Glazing
Traditionally,
greenhouses have been made from glass, which maximizes light transmission
and reduces maintenance compared to plastic coverings. Glass requires
only regular cleaning and sealing of the edges whereas plastic film must
be replaced every two to three years. Glass is expensive, heavy, hard
to work with, and relatively inefficient in terms of energy conservation,
however. Glass must be tempered before it can be used as larger panels
(up to 1.8 m by 3.6 m) which reduce structural shading and breakage from
hail [16]. This further increases
the cost.
Rigid clear plastics used in greenhouse construction, include fiberglass reinforced polyester, polycarbonate, acrylic (polymethymethacrylate) and polyvinyl chloride panels [17]. Although some of these are energy efficient and have good light transmission, and last at least 10 years, they are more expensive than polyethylene films [18]. Acrylic and fiberglass panels are also potential fire hazards. Thus, it is more common for new greenhouses to be covered with a double layer of polyethylene film than with glass or rigid plastic panels. Compared to glass, plastic panels are generally stronger and so require fewer support frames. Thus they shade the house less. However, insulated double-walled plastic panel reduce the rate of snowmelt compared to glass or plastic film, so more snow accumulates, which reduces light and can potentially collapse the greenhouse. With plastic films, which are also energy efficient, the double layers collapse together when snow accumulates, increasing the rate of melt. There are a number of different types of greenhouse plastic films available [19], including low-density polyethylene, polyvinylchloride and ethylene vinyl acetate copolymer, but polyethylene is the most common film is the US. It is now possible to co-extrude plastics or to extrude multiple layers of plastics, which offers the opportunity to create an infrared barrier, reduce condensation, and reduce disease or insect pressure or regulate plant growth through wavelength selective plastics. Wavelength-selective plastics have not been widely tested, however.
Plastic coverings must be replaced every 2-3 years to maintain high levels of light transmission although the useful life and strength of the film can be extended by the addition of 1-5% vinyl acetate [20]. Temperature extremes and air pollutants further reduce life expectancy of the plastic. Air pollutants can be either external or internal, such as pesticide sprays. Degradation from high temperature is accelerated where the plastic contacts the greenhouse structure and if high temperatures persist.
Compared to glass or rigid plastic panels, polyethylene film greenhouses have low air infiltration from outside because of the continuous plastic film covering. However, this also contributes to higher humidity levels, and flattened arch-shaped roofs contribute to dripping of condensate, subjects discussed further in the environmental control section below. Plastic film greenhouses also require fan ventilation for cooling rather than ridge vent openings for natural ventilation. However, recently designs have become available for plastic film greenhouses with roof openings [21].
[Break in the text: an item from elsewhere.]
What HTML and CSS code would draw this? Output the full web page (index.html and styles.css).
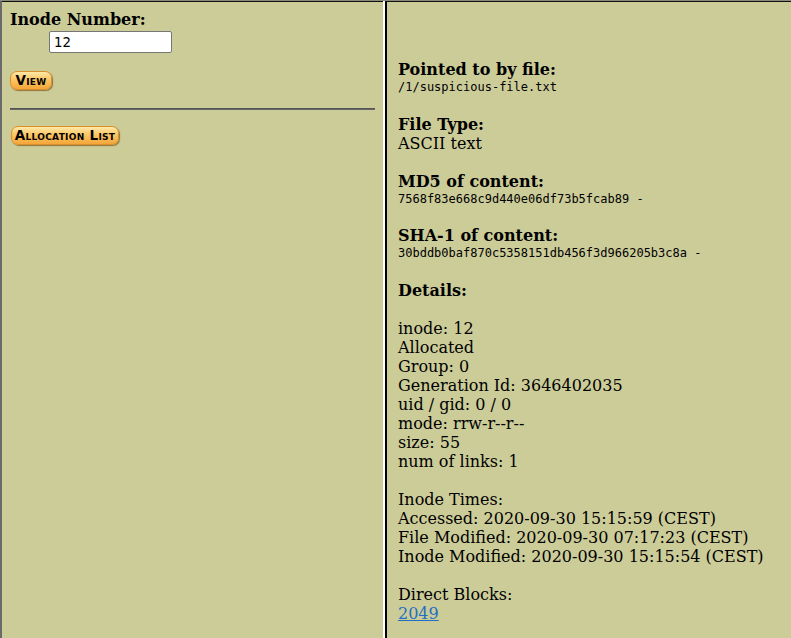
FILE: index.html
```html
<!DOCTYPE html>
<html>
<head>
<meta charset="utf-8">
<title>Inode</title>
<link rel="stylesheet" href="styles.css">
</head>
<body>
<div class="frames">
  <div class="left">
    <div class="label">Inode Number:</div>
    <div class="input-row"><input class="inode-input" type="text" value="12"></div>
    <div class="btn-row"><span class="btn btn-view">View</span></div>
    <hr class="rule">
    <div class="btn-row2"><span class="btn btn-alloc">Allocation List</span></div>
  </div>
  <div class="right">
    <div class="head">Pointed to by file:</div>
    <div class="mono">/1/suspicious-file.txt</div>
    <div class="blank"></div>
    <div class="head">File Type:</div>
    <div>ASCII text</div>
    <div class="blank"></div>
    <div class="head">MD5 of content:</div>
    <div class="mono">7568f83e668c9d440e06df73b5fcab89 -</div>
    <div class="blank"></div>
    <div class="head">SHA-1 of content:</div>
    <div class="mono">30bddb0baf870c5358151db456f3d966205b3c8a -</div>
    <div class="blank"></div>
    <div class="head">Details:</div>
    <div class="blank"></div>
    <div>inode: 12</div>
    <div>Allocated</div>
    <div>Group: 0</div>
    <div>Generation Id: 3646402035</div>
    <div>uid / gid: 0 / 0</div>
    <div>mode: rrw-r--r--</div>
    <div>size: 55</div>
    <div>num of links: 1</div>
    <div class="blank"></div>
    <div>Inode Times:</div>
    <div>Accessed: 2020-09-30 15:15:59 (CEST)</div>
    <div>File Modified: 2020-09-30 07:17:23 (CEST)</div>
    <div>Inode Modified: 2020-09-30 15:15:54 (CEST)</div>
    <div class="blank"></div>
    <div>Direct Blocks:</div>
    <div><a class="blk" href="#">2049</a></div>
  </div>
</div>
</body>
</html>
```

FILE: styles.css
```css
html, body {
  margin: 0;
  padding: 0;
}
body {
  background: #cccc99;
  font-family: "DejaVu Serif", serif;
  font-size: 16px;
  color: #000;
  overflow: hidden;
}
.frames {
  display: flex;
  height: 638px;
  box-sizing: border-box;
  border-top: 1px solid #8a8a7a;
  box-shadow: inset 0 1px 0 #111;
}
.left {
  box-sizing: border-box;
  border-left: 2px solid #6a6a6a;
  border-right: 2px solid #ffffff;
  padding: 9px 8px 0 8px;
  width: 385px;
  flex: none;
}
.right {
  flex: 1;
  border-left: 2px solid #000;
  padding: 59px 0 0 11px;
  line-height: 19px;
}
.head {
  font-weight: bold;
}
.blank {
  height: 19px;
}
.label {
  font-weight: bold;
}
.input-row {
  margin: 2px 0 0 39px;
  display: flex;
}
.inode-input {
  width: 123px;
  height: 22px;
  box-sizing: border-box;
  border: 1px solid #767676;
  border-radius: 2px;
  padding: 1px 4px;
  font-family: "DejaVu Sans", sans-serif;
  font-size: 13.33px;
  background: #fff;
  color: #000;
  margin: 0;
}
.btn-row {
  margin-top: 18px;
  display: flex;
}
.btn-row2 {
  margin-top: 16px;
  display: flex;
}
.btn {
  display: inline-block;
  height: 19px;
  line-height: 17px;
  box-sizing: border-box;
  border-radius: 7px;
  background: linear-gradient(#ffe9a8 0%, #fcc96a 40%, #f4a638 100%);
  border: 1px solid #d9902c;
  box-shadow: 1px 1px 1px rgba(120, 80, 20, 0.7);
  font-family: "DejaVu Sans", sans-serif;
  font-weight: bold;
  font-variant: small-caps;
  font-size: 13.5px;
  letter-spacing: 0.3px;
  color: #000;
  text-align: center;
  white-space: nowrap;
}
.btn-view {
  width: 42px;
}
.btn-alloc {
  width: 108px;
  margin-left: 1px;
}
.rule {
  margin: 18px 0 0 0;
  height: 0;
  border: none;
  border-top: 1px solid #555;
  border-bottom: 1px solid #666;
}
.mono {
  font-family: "DejaVu Sans Mono", monospace;
  font-size: 12px;
  line-height: 16.5px;
}
.blk {
  color: #1f6fc5;
}
```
Frame Types and Greenhouse Orientation
Greenhouse frames are generally made of aluminum or galvanized steel. The shape varies (Fig. 6), depending on the expected snow load, whether a number of houses are to be joined, whether the covering is to be glass or plastic, and the height of the crop to be grown. The straight sidewall greenhouse with arch roof is probably the most common shape because it can be covered with double-layer plastic and connected to other houses at the gutters to expand the growing areas. The height to the gutter is as high as 5 m in some European-style greenhouses. More commonly in greenhouses in the southeast it is 2.5-3.5 m. High sidewalls increase the greenhouse area relative to the growing space, thereby increasing heating costs, but also make the environment more uniform and stable. This is particularly important where the ridge vents open to provide passive cooling. Hoop styles greenhouse are inexpensive to build, and cheap to heat, but space near the sidewalls cannot be used efficiently with a tall-growing crop such as tomatoes. Gothic arch frame structures, which have a peak at the top, but curving sides, can provide adequate sidewall height without loss of strength and can be free-standing or part of a range of multi-span, gutter-connected units.
A free-standing, single-bay greenhouse generally provides more light than a gutter-connected, multibay greenhouse because there is less overhead structure [22]. However, in all types of greenhouses, the most important feature is to have as little of the overhead area as possible obstructed by the framing, shades, lights, fans, or other greenhouse devices. Another important consideration is greenhouse orientation. Tall crops, such as tomatoes, grown in gutter-connected, multibay greenhouses should be oriented with the gutters (or ridges) north-south to improve light uniformity to all locations within the growing area [23]. Shadows in the house will move east to west during the day, and no single location will be shaded all day.